■ THE TASK
Omit the pictures, then write out every entry exactly as it reads.

Records contained in a dataset
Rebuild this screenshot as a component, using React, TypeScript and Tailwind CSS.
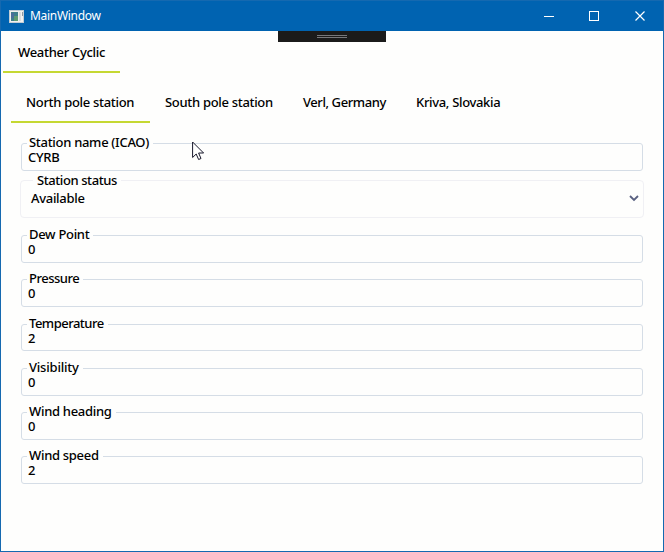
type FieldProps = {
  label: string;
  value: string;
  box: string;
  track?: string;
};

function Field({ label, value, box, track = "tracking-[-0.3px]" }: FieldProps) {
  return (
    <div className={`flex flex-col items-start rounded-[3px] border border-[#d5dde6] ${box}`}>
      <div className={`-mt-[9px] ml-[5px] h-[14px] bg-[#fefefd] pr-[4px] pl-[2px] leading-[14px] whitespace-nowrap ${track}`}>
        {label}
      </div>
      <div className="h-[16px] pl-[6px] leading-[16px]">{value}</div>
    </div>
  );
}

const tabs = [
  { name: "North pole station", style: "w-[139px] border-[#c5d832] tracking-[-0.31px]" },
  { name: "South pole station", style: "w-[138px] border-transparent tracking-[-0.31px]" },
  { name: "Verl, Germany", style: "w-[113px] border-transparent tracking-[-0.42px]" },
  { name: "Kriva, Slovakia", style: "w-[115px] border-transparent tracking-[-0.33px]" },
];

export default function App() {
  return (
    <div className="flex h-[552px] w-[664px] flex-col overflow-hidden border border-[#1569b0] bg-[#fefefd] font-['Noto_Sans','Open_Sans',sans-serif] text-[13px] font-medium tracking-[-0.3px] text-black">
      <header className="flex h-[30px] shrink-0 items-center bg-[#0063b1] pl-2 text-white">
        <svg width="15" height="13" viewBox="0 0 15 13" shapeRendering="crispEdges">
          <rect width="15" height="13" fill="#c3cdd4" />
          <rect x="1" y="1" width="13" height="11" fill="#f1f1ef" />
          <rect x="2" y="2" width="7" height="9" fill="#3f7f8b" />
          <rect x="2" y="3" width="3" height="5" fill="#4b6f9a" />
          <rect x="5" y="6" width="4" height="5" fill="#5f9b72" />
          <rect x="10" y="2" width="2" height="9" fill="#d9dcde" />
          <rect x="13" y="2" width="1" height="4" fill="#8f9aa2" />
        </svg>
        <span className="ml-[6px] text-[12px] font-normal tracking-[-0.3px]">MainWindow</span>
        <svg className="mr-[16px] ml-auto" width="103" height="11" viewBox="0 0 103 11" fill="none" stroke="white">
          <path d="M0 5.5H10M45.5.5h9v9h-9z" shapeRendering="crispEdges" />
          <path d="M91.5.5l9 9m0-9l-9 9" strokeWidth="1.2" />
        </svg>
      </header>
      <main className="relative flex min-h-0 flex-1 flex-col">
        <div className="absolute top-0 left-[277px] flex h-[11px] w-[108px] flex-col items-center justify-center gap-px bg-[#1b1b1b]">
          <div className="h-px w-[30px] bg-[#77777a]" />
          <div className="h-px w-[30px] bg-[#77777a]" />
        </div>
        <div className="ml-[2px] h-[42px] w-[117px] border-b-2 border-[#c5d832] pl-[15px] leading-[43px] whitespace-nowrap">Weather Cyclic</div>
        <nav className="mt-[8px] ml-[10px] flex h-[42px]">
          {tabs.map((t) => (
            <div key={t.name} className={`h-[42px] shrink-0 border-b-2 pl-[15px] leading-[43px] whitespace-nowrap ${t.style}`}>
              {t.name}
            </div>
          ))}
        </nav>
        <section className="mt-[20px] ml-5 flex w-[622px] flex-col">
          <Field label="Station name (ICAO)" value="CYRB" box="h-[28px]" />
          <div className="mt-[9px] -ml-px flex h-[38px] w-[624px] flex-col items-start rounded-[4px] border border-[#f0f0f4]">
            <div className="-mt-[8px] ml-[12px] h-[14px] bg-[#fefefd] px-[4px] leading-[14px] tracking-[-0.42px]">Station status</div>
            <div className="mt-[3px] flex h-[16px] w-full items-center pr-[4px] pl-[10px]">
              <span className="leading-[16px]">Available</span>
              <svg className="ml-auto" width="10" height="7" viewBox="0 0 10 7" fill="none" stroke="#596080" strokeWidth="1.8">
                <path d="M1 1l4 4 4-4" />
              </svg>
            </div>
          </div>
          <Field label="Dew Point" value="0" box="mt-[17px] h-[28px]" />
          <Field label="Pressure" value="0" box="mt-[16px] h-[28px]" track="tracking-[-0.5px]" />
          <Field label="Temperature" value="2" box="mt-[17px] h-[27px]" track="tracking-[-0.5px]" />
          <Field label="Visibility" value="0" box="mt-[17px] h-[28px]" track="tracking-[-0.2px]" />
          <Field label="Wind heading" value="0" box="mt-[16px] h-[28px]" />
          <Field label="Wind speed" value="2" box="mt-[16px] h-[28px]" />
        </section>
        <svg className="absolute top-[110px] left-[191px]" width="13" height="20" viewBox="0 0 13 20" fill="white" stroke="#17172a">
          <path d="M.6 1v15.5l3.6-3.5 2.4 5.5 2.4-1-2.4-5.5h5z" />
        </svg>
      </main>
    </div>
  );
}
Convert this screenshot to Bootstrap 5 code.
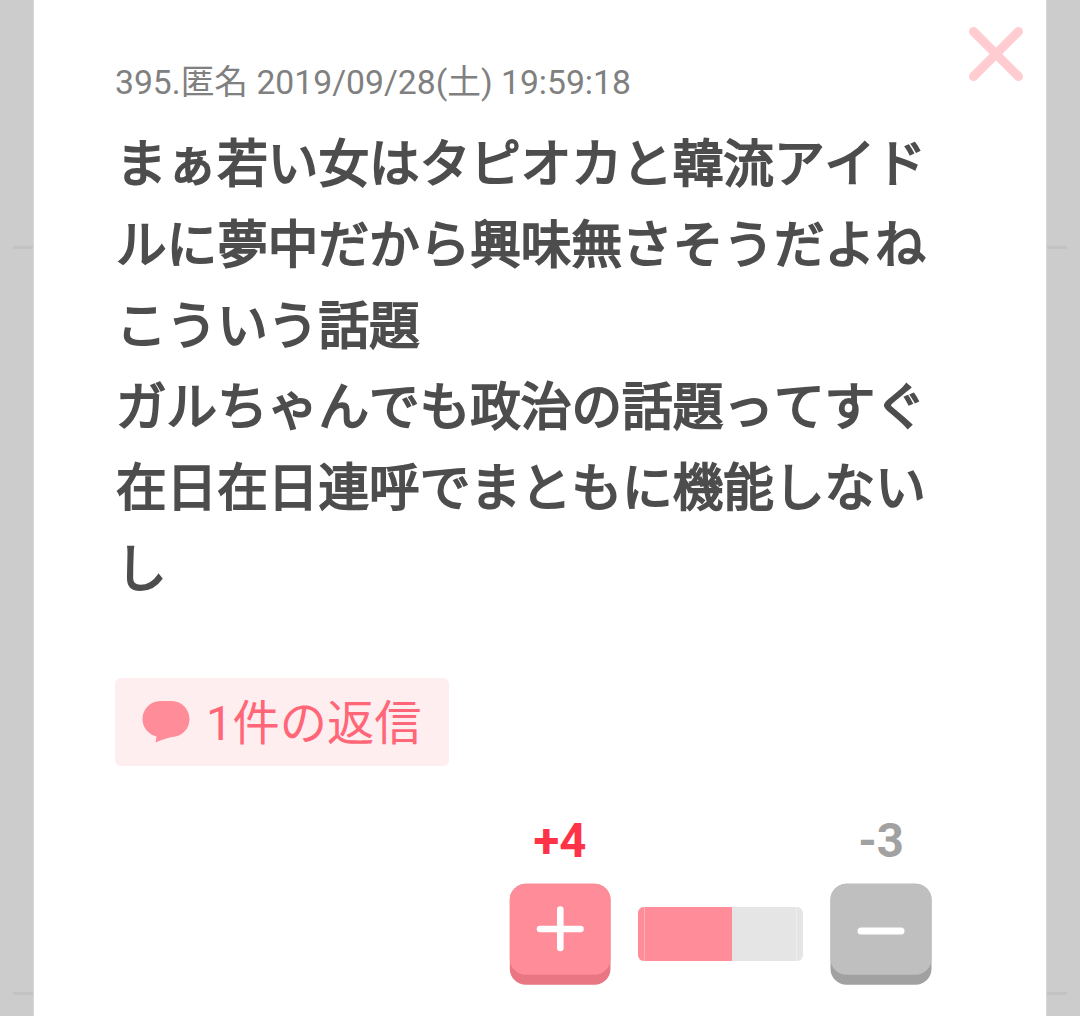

■ EXERCISE RESPONSE
Rebuild this screenshot as a component, using React, TypeScript and Tailwind CSS.
type FieldProps = {
  label: string;
  value: string;
  box: string;
  track?: string;
};

function Field({ label, value, box, track = "tracking-[-0.3px]" }: FieldProps) {
  return (
    <div className={`flex flex-col items-start rounded-[3px] border border-[#d5dde6] ${box}`}>
      <div className={`-mt-[9px] ml-[5px] h-[14px] bg-[#fefefd] pr-[4px] pl-[2px] leading-[14px] whitespace-nowrap ${track}`}>
        {label}
      </div>
      <div className="h-[16px] pl-[6px] leading-[16px]">{value}</div>
    </div>
  );
}

const tabs = [
  { name: "North pole station", style: "w-[139px] border-[#c5d832] tracking-[-0.31px]" },
  { name: "South pole station", style: "w-[138px] border-transparent tracking-[-0.31px]" },
  { name: "Verl, Germany", style: "w-[113px] border-transparent tracking-[-0.42px]" },
  { name: "Kriva, Slovakia", style: "w-[115px] border-transparent tracking-[-0.33px]" },
];

export default function App() {
  return (
    <div className="flex h-[552px] w-[664px] flex-col overflow-hidden border border-[#1569b0] bg-[#fefefd] font-['Noto_Sans','Open_Sans',sans-serif] text-[13px] font-medium tracking-[-0.3px] text-black">
      <header className="flex h-[30px] shrink-0 items-center bg-[#0063b1] pl-2 text-white">
        <svg width="15" height="13" viewBox="0 0 15 13" shapeRendering="crispEdges">
          <rect width="15" height="13" fill="#c3cdd4" />
          <rect x="1" y="1" width="13" height="11" fill="#f1f1ef" />
          <rect x="2" y="2" width="7" height="9" fill="#3f7f8b" />
          <rect x="2" y="3" width="3" height="5" fill="#4b6f9a" />
          <rect x="5" y="6" width="4" height="5" fill="#5f9b72" />
          <rect x="10" y="2" width="2" height="9" fill="#d9dcde" />
          <rect x="13" y="2" width="1" height="4" fill="#8f9aa2" />
        </svg>
        <span className="ml-[6px] text-[12px] font-normal tracking-[-0.3px]">MainWindow</span>
        <svg className="mr-[16px] ml-auto" width="103" height="11" viewBox="0 0 103 11" fill="none" stroke="white">
          <path d="M0 5.5H10M45.5.5h9v9h-9z" shapeRendering="crispEdges" />
          <path d="M91.5.5l9 9m0-9l-9 9" strokeWidth="1.2" />
        </svg>
      </header>
      <main className="relative flex min-h-0 flex-1 flex-col">
        <div className="absolute top-0 left-[277px] flex h-[11px] w-[108px] flex-col items-center justify-center gap-px bg-[#1b1b1b]">
          <div className="h-px w-[30px] bg-[#77777a]" />
          <div className="h-px w-[30px] bg-[#77777a]" />
        </div>
        <div className="ml-[2px] h-[42px] w-[117px] border-b-2 border-[#c5d832] pl-[15px] leading-[43px] whitespace-nowrap">Weather Cyclic</div>
        <nav className="mt-[8px] ml-[10px] flex h-[42px]">
          {tabs.map((t) => (
            <div key={t.name} className={`h-[42px] shrink-0 border-b-2 pl-[15px] leading-[43px] whitespace-nowrap ${t.style}`}>
              {t.name}
            </div>
          ))}
        </nav>
        <section className="mt-[20px] ml-5 flex w-[622px] flex-col">
          <Field label="Station name (ICAO)" value="CYRB" box="h-[28px]" />
          <div className="mt-[9px] -ml-px flex h-[38px] w-[624px] flex-col items-start rounded-[4px] border border-[#f0f0f4]">
            <div className="-mt-[8px] ml-[12px] h-[14px] bg-[#fefefd] px-[4px] leading-[14px] tracking-[-0.42px]">Station status</div>
            <div className="mt-[3px] flex h-[16px] w-full items-center pr-[4px] pl-[10px]">
              <span className="leading-[16px]">Available</span>
              <svg className="ml-auto" width="10" height="7" viewBox="0 0 10 7" fill="none" stroke="#596080" strokeWidth="1.8">
                <path d="M1 1l4 4 4-4" />
              </svg>
            </div>
          </div>
          <Field label="Dew Point" value="0" box="mt-[17px] h-[28px]" />
          <Field label="Pressure" value="0" box="mt-[16px] h-[28px]" track="tracking-[-0.5px]" />
          <Field label="Temperature" value="2" box="mt-[17px] h-[27px]" track="tracking-[-0.5px]" />
          <Field label="Visibility" value="0" box="mt-[17px] h-[28px]" track="tracking-[-0.2px]" />
          <Field label="Wind heading" value="0" box="mt-[16px] h-[28px]" />
          <Field label="Wind speed" value="2" box="mt-[16px] h-[28px]" />
        </section>
        <svg className="absolute top-[110px] left-[191px]" width="13" height="20" viewBox="0 0 13 20" fill="white" stroke="#17172a">
          <path d="M.6 1v15.5l3.6-3.5 2.4 5.5 2.4-1-2.4-5.5h5z" />
        </svg>
      </main>
    </div>
  );
}
Convert this screenshot to Bootstrap 5 code.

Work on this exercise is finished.